Scores of migrants die as flow continues
VIENNA – Death and desperation mounted in Europe’s migrant crisis Friday as Austrian police said 71 people appeared to have suffocated in the back of an abandoned truck, while an estimated 200 people were feared drowned off Libya when two overloaded boats capsized.
More than 300,000 people have sought to cross the Mediterranean Sea so far in 2015, up from 219,000 in all of last year, as European authorities grapple with the largest influx since World War II.
The death of 71 people locked in the truck on a highway south of Vienna shows “the desperation of people seeking protection or a new life in Europe,” said Melissa Fleming, spokeswoman for the U.N. refugee agency in Geneva.
The International Office of Migration has recorded 2,636 deaths linked to Mediterranean crossings this year, and more may have vanished beneath the waves out of sight of rescuers.
Each day, thousands are boarding flimsy boats for Italy or Greece, and many more are placing themselves and their families at the mercy of human traffickers by slogging for days or weeks through the western Balkans toward what they hope will be a brighter future. Most are fleeing war, conflict or persecution in countries including Syria, Afghanistan and Eritrea.
Several factors are driving the surge of Syrian refugees, including worsening conditions in that country’s refugee centers partly due to budget cuts and the reluctance of neighboring countries to take in more people, the U.N. said.
In a rare statement issued under his name and not a spokesman, U.N. Secretary-General Ban Ki-moon said he was “horrified and heartbroken” by the latest deaths and stressed that a “large majority” of people undertaking such dangerous journeys are refugees who have the right to protection and asylum.
He called on all governments to act with compassion and said he plans a “special meeting devoted to these global concerns” on Sept. 30, during the annual General Assembly of world leaders at U.N. headquarters.
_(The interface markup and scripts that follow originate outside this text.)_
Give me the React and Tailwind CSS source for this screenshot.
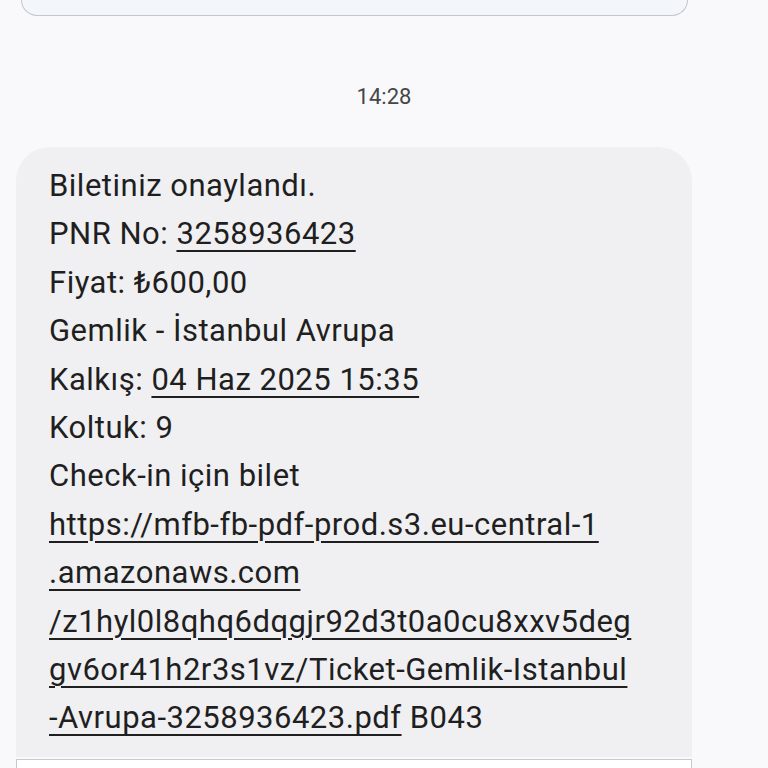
import React from "react";

const Link = ({ children }) => (
  <span className="underline decoration-2 underline-offset-[6px]">{children}</span>
);

const lines = [
  ["Biletiniz onaylandı."],
  ["PNR No: ", <Link key="p">3258936423</Link>],
  ["Fiyat: ₺600,00"],
  ["Gemlik - İstanbul Avrupa"],
  ["Kalkış: ", <Link key="k">04 Haz 2025 15:35</Link>],
  ["Koltuk: 9"],
  ["Check-in için bilet"],
  [<Link key="u1">https://mfb-fb-pdf-prod.s3.eu-central-1</Link>],
  [<Link key="u2">.amazonaws.com</Link>],
  [<Link key="u3">/z1hyl0l8qhq6dqgjr92d3t0a0cu8xxv5deg</Link>],
  [<Link key="u4">gv6or41h2r3s1vz/Ticket-Gemlik-Istanbul</Link>],
  [<Link key="u5">-Avrupa-3258936423.pdf</Link>, " B043"],
];

export default function App() {
  return (
    <div
      className="w-[768px] h-[768px] overflow-hidden bg-[#f9f9fc] text-[#1f1f1f]"
      style={{ fontFamily: "Roboto, 'Noto Sans', sans-serif" }}
    >
      {/* Previous message bubble (cut off at top) */}
      <div className="ml-[21px] mr-[80px] h-[16px] rounded-b-[30px] border border-t-0 border-[#c3c6cc] bg-[#f3f7fb]"></div>

      {/* Timestamp */}
      <div className="h-[131px] pt-[68px] text-center">
        <span className="text-[22px] leading-[26px] text-[#444746]">14:28</span>
      </div>

      {/* Message bubble */}
      <div className="ml-[16px] mr-[76px] rounded-t-[34px] bg-[#f0f0f2] pl-[33px] pr-4 pt-[15px] pb-[14px]">
        {lines.map((parts, i) => (
          <div key={i} className="h-[48.4px] leading-[48px] text-[31px] tracking-[0.5px] whitespace-nowrap">
            {parts}
          </div>
        ))}
      </div>

      {/* Next bubble */}
      <div className="ml-[16px] mr-[76px] mt-[2px] h-[40px] border border-[#c7c9cc] bg-white"></div>
    </div>
  );
}
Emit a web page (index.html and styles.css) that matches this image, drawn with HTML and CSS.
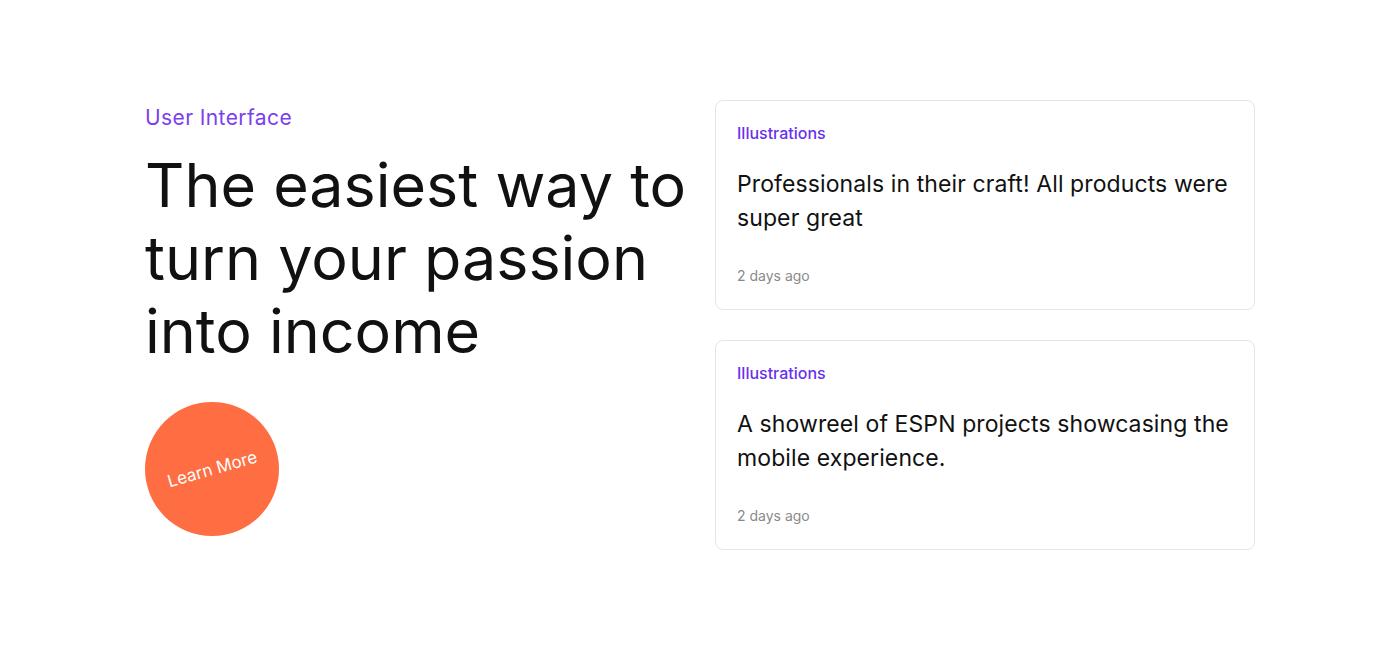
FILE: index.html
```html
<!DOCTYPE html>
<html lang="en">
<head>
<meta charset="utf-8">
<title>User Interface</title>
<link rel="stylesheet" href="styles.css">
</head>
<body>
<main class="page">
  <section class="hero">
    <p class="eyebrow">User Interface</p>
    <h1 class="headline">The easiest way to turn your passion into income</h1>
    <a class="cta" href="#"><span class="cta-label">Learn More</span></a>
  </section>
  <section class="cards">
    <article class="card">
      <p class="card-tag">Illustrations</p>
      <p class="card-text">Professionals in their craft! All products were super great</p>
      <p class="card-meta">2 days ago</p>
    </article>
    <article class="card">
      <p class="card-tag">Illustrations</p>
      <p class="card-text">A showreel of ESPN projects showcasing the mobile experience.</p>
      <p class="card-meta">2 days ago</p>
    </article>
  </section>
</main>
</body>
</html>
```

FILE: styles.css
```css
* { box-sizing: border-box; }
html, body { margin: 0; padding: 0; background: #ffffff; }
body {
  font-family: "Inter", "Open Sans", sans-serif;
  color: #111111;
  height: 650px;
}
.page {
  width: 1110px;
  margin: 0 auto;
  padding-top: 100px;
  display: grid;
  grid-template-columns: 540px 540px;
  column-gap: 30px;
}
.hero { padding-top: 4px; }
.eyebrow {
  margin: 0;
  font-size: 21px;
  line-height: 28px;
  color: #7b3ff0;
  font-weight: 400;
  letter-spacing: 0.4px;
}
.headline {
  margin: 17px 0 0;
  font-size: 61px;
  line-height: 73px;
  font-weight: 400;
  letter-spacing: 0;
  color: #111111;
  width: 580px;
}
.cta {
  margin-top: 34px;
  width: 134px;
  height: 134px;
  border-radius: 50%;
  background: #ff6d42;
  display: flex;
  align-items: center;
  justify-content: center;
  text-decoration: none;
}
.cta-label {
  color: #ffffff;
  font-size: 17px;
  transform: rotate(-16deg);
  display: block;
}
.cards {
  display: flex;
  flex-direction: column;
  gap: 30px;
}
.card {
  height: 210px;
  border: 1px solid #e4e4ec;
  border-radius: 8px;
  padding: 22px 21px 0;
}
.card-tag {
  margin: 0;
  font-size: 16px;
  line-height: 20px;
  font-weight: 500;
  color: #6a2ff0;
}
.card-text {
  margin: 24px 0 0;
  font-size: 23px;
  line-height: 34px;
  color: #111111;
  letter-spacing: 0.1px;
}
.card-meta {
  margin: 31px 0 0;
  font-size: 14px;
  line-height: 20px;
  color: #8a8a8a;
}
```
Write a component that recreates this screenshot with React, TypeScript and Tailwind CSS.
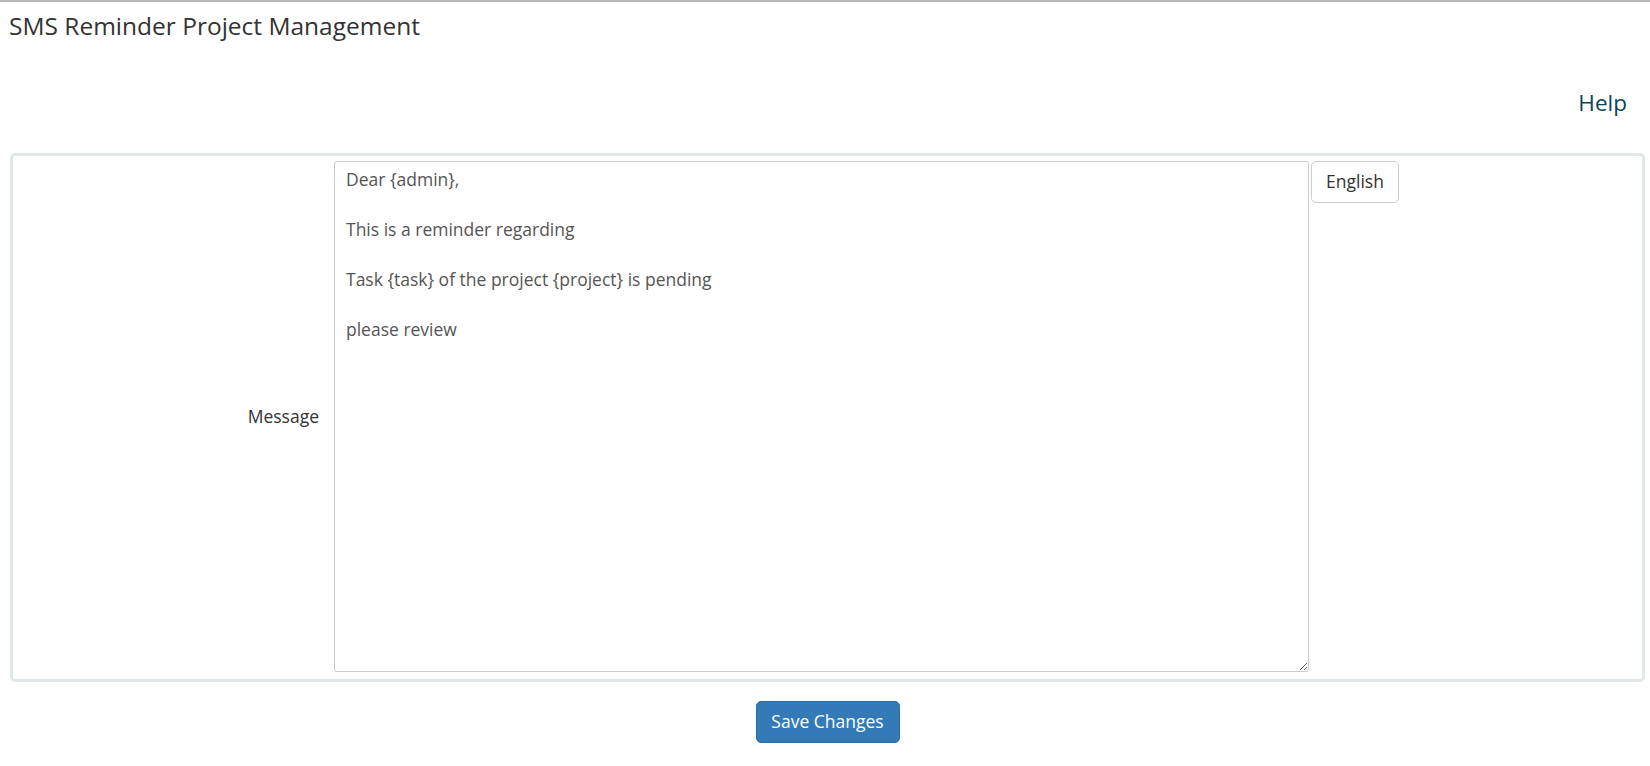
import { useState } from 'react';

const defaultMessage =
  'Dear {admin},\n\nThis is a reminder regarding\n\nTask {task} of the project {project} is pending\n\nplease review';

const App = () => {
  const [message, setMessage] = useState(defaultMessage);

  return (
    <div className="min-h-screen bg-white border-t-2 border-[#b8b8b8] font-['Open_Sans',sans-serif] text-[#333]">
      {/* Header */}
      <h1 className="pl-[9px] pt-[6px] text-[24.5px] leading-normal font-normal text-[#333]">
        SMS Reminder Project Management
      </h1>

      <div className="flex justify-end pr-[23px] pt-[41px]">
        <a href="#" className="text-[22.5px] leading-normal text-[#0b4656]">
          Help
        </a>
      </div>

      {/* Form panel */}
      <div className="ml-[10px] mr-[5px] mt-[33px]">
        <div className="flex border-[3px] border-[#e2e7e9] rounded-[5px] pt-[5px] pb-[7px]">
          <div className="w-[321px] shrink-0 flex items-center justify-end pr-[15px]">
            <label className="text-[17.5px] text-[#333]">Message</label>
          </div>
          <textarea
            value={message}
            onChange={(e) => setMessage(e.target.value)}
            className="w-[975px] h-[511px] shrink-0 border border-[#ccc] rounded-[3px] pl-[11px] pr-3 pt-[5px] text-[17.5px] leading-[25px] text-[#555] font-['Open_Sans',sans-serif] outline-none"
          />
          <div className="ml-[2px]">
            <button className="w-[88px] h-[42px] bg-white border border-[#ccc] rounded-[5px] text-[17.5px] text-[#333]">
              English
            </button>
          </div>
        </div>

        <div className="flex justify-center mt-[19px]">
          <button className="w-[144px] h-[42px] bg-[#337ab7] border border-[#2e6da4] rounded-[5px] text-[17.5px] text-white">
            Save Changes
          </button>
        </div>
      </div>
    </div>
  );
};

export default App;
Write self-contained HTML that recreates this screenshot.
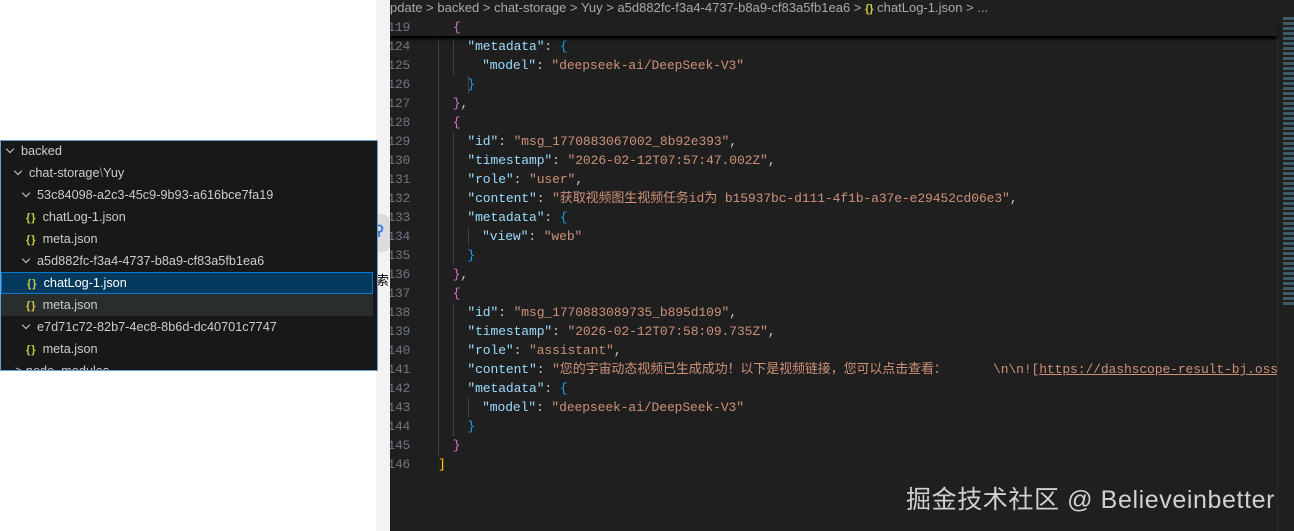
<!DOCTYPE html>
<html><head><meta charset="utf-8"><style>
*{margin:0;padding:0;box-sizing:border-box}
body{width:1294px;height:531px;background:#fff;position:relative;overflow:hidden;font-family:"Liberation Sans","Noto Sans CJK SC",sans-serif}
#strip{position:absolute;left:376px;top:0;width:14px;height:531px;background:#f3f3f3}
#ed{position:absolute;left:390px;top:0;width:904px;height:531px;background:#1f1f1f;overflow:hidden}
#bc{position:absolute;left:0;top:0;height:17px;width:904px;color:#a9a9a9;font-size:13px;line-height:15px;white-space:nowrap;padding-left:0}
.ln{position:absolute;left:-30px;width:50px;text-align:right;color:#6e7681;font:13px/19px "Liberation Mono",monospace;letter-spacing:-0.3px}
.cd{position:absolute;left:48px;white-space:nowrap;font:13px/19px "Liberation Mono","Noto Sans CJK SC",monospace;letter-spacing:-0.1px;color:#cccccc}
.k{color:#9cdcfe}.s{color:#ce9178}.p{color:#da70d6}.b{color:#179fff}.y{color:#ffd700}
.u{text-decoration:underline}
.g{position:absolute;width:1px;background:#404040}
#sticky{position:absolute;left:0;top:17px;width:887px;height:19px;background:#1f1f1f;box-shadow:0 3px 3px #000;z-index:2}
#mm{position:absolute;left:893px;top:17px;width:11px;height:290px;background:repeating-linear-gradient(#3d5a66 0 3px,#1f1f1f 3px 5px)}
#sb{position:absolute;left:887px;top:17px;width:1px;height:514px;background:#2b2b2b}
#pop{position:absolute;left:0;top:140px;width:378px;height:231px;background:#181818;border:1px solid #6a9fd0;overflow:hidden;font-size:12.7px;color:#cccccc}
.r{position:absolute;left:0;width:372px;height:22px;line-height:22px;white-space:nowrap}
.ic{color:#cbcb41;font-weight:bold;font-size:11px;letter-spacing:1px;margin-right:6px}
.ch{display:inline-block;width:6px;height:6px;border-right:1.3px solid #ccc;border-bottom:1.3px solid #ccc;transform:rotate(45deg);margin:0 8px 3px 0}
#wm{position:absolute;left:906px;top:480px;font-size:25px;color:#d0d0d0;white-space:nowrap;letter-spacing:0.6px}
</style></head><body>
<div id="strip"><div style="position:absolute;top:214px;left:0;width:14px;height:38px;background:#dcdcdc;border-radius:0 8px 8px 0"></div><div style="position:absolute;top:222px;left:-2px;color:#2c7be5;font-size:14px;font-weight:bold">&#x26B2;</div><div style="position:absolute;top:270px;left:0;color:#000;font-size:13px;font-family:'Noto Sans CJK SC',sans-serif">索</div></div>
<div id="ed">
<div id="bc">pdate <span>&gt;</span> backed &gt; chat-storage &gt; Yuy &gt; a5d882fc-f3a4-4737-b8a9-cf83a5fb1ea6 &gt; <span style="color:#cbcb41;font-weight:bold;font-size:11px">{}</span> chatLog-1.json &gt; ...</div>
<div id="sticky"><div class="ln" style="top:1px">119</div><div class="cd" style="top:1px;padding-left:15px"><span class="p">{</span></div></div>
<div class="g" style="left:48px;top:37px;height:418px"></div>
<div class="g" style="left:63px;top:37px;height:38px"></div>
<div class="g" style="left:78px;top:75px;height:19px"></div>
<div class="g" style="left:63px;top:132px;height:133px"></div>
<div class="g" style="left:78px;top:227px;height:19px"></div>
<div class="g" style="left:63px;top:303px;height:133px"></div>
<div class="g" style="left:78px;top:398px;height:19px"></div>
<div id="lines"></div>
<div id="sb"></div><div id="mm"></div>
</div>
<div id="pop">
<div class="r" style="top:-1px;padding-left:6px"><span class="ch"></span>backed</div>
<div class="r" style="top:21px;padding-left:14px"><span class="ch"></span>chat-storage<span style="color:#888">\</span>Yuy</div>
<div class="r" style="top:43px;padding-left:22px"><span class="ch"></span>53c84098-a2c3-45c9-9b93-a616bce7fa19</div>
<div class="r" style="top:65px;padding-left:25px"><span class="ic">{}</span>chatLog-1.json</div>
<div class="r" style="top:87px;padding-left:25px"><span class="ic">{}</span>meta.json</div>
<div class="r" style="top:109px;padding-left:22px"><span class="ch"></span>a5d882fc-f3a4-4737-b8a9-cf83a5fb1ea6</div>
<div class="r" style="top:131px;padding-left:25px;background:#04395e;border:1px solid #0078d4;line-height:20px;color:#fff"><span class="ic">{}</span>chatLog-1.json</div>
<div class="r" style="top:153px;padding-left:25px;background:#2a2d2e"><span class="ic">{}</span>meta.json</div>
<div class="r" style="top:175px;padding-left:22px"><span class="ch"></span>e7d71c72-82b7-4ec8-8b6d-dc40701c7747</div>
<div class="r" style="top:197px;padding-left:25px"><span class="ic">{}</span>meta.json</div>
<div class="r" style="top:219px;padding-left:14px">&gt; node_modules</div>
</div>
<div id="wm">掘金技术社区 @ Believeinbetter</div>
<script>
var L=[
[124,2,'<span class="k">"metadata"</span>: <span class="b">{</span>'],
[125,3,'<span class="k">"model"</span>: <span class="s">"deepseek-ai/DeepSeek-V3"</span>'],
[126,2,'<span class="b">}</span>'],
[127,1,'<span class="p">}</span>,'],
[128,1,'<span class="p">{</span>'],
[129,2,'<span class="k">"id"</span>: <span class="s">"msg_1770883067002_8b92e393"</span>,'],
[130,2,'<span class="k">"timestamp"</span>: <span class="s">"2026-02-12T07:57:47.002Z"</span>,'],
[131,2,'<span class="k">"role"</span>: <span class="s">"user"</span>,'],
[132,2,'<span class="k">"content"</span>: <span class="s">"获取视频图生视频任务id为 b15937bc-d111-4f1b-a37e-e29452cd06e3"</span>,'],
[133,2,'<span class="k">"metadata"</span>: <span class="b">{</span>'],
[134,3,'<span class="k">"view"</span>: <span class="s">"web"</span>'],
[135,2,'<span class="b">}</span>'],
[136,1,'<span class="p">}</span>,'],
[137,1,'<span class="p">{</span>'],
[138,2,'<span class="k">"id"</span>: <span class="s">"msg_1770883089735_b895d109"</span>,'],
[139,2,'<span class="k">"timestamp"</span>: <span class="s">"2026-02-12T07:58:09.735Z"</span>,'],
[140,2,'<span class="k">"role"</span>: <span class="s">"assistant"</span>,'],
[141,2,'<span class="k">"content"</span>: <span class="s">"您的宇宙动态视频已生成成功！以下是视频链接，您可以点击查看：&nbsp;&nbsp;&nbsp;&nbsp;&nbsp;&nbsp;\\n\\n![<span class="u">https://dashscope-result-bj.oss-cn-beijing</span></span>'],
[142,2,'<span class="k">"metadata"</span>: <span class="b">{</span>'],
[143,3,'<span class="k">"model"</span>: <span class="s">"deepseek-ai/DeepSeek-V3"</span>'],
[144,2,'<span class="b">}</span>'],
[145,1,'<span class="p">}</span>'],
[146,0,'<span class="y">]</span>']];
var h='';L.forEach(function(l){var t=37+(l[0]-124)*19;
h+='<div class="ln" style="top:'+t+'px">'+l[0]+'</div><div class="cd" style="top:'+t+'px;padding-left:'+(l[1]*14.7)+'px">'+l[2]+'</div>';});
document.getElementById('lines').innerHTML=h;
</script>
<style>#lines .cd{max-width:839px;overflow:hidden}</style>
</body></html>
Two ships went down Thursday off the western Libyan city of Zuwara, where Hussein Asheini of the Red Crescent said at least 105 bodies had been recovered. About 100 people were rescued, according to the Office of the U.N. High Commissioner for Refugees, with at least 100 more believed to be missing.
Workers pulled the dead from the water and placed them in orange-and-black body bags that were laid out on the waterfront in Zuwara, about 65 miles west of Tripoli.
Most of the people rescued came from Syria and sub-Saharan African countries, said Mohamed al-Misrati, the spokesman for the Red Crescent in Libya.
Lawless Libya, which doesn’t have the resources to deal with the flow of migrants, is a prime starting point for many, with human traffickers filling boats they know cannot reach European shores but figuring that rescuers will pick up the passengers and take them to Italy.
While the U.N. agency said more than 300,000 refugees crossed the Mediterranean so far this year, the International Office of Migration, an intergovernmental agency, put the number at 332,000 on Friday.
Hungarian police arrested four people overnight after the decomposing bodies of 71 migrants, including eight women and four children, were found in the truck on Austria’s main highway.
The suspects, allegedly part of a larger Bulgarian-Hungarian smuggling ring, include an Afghan and three Bulgarians, one of whom owns the truck, Hungarian national police spokeswoman Viktoria Csiszer-Kovacs said.
Police raided houses and questioned almost 20 others in the case.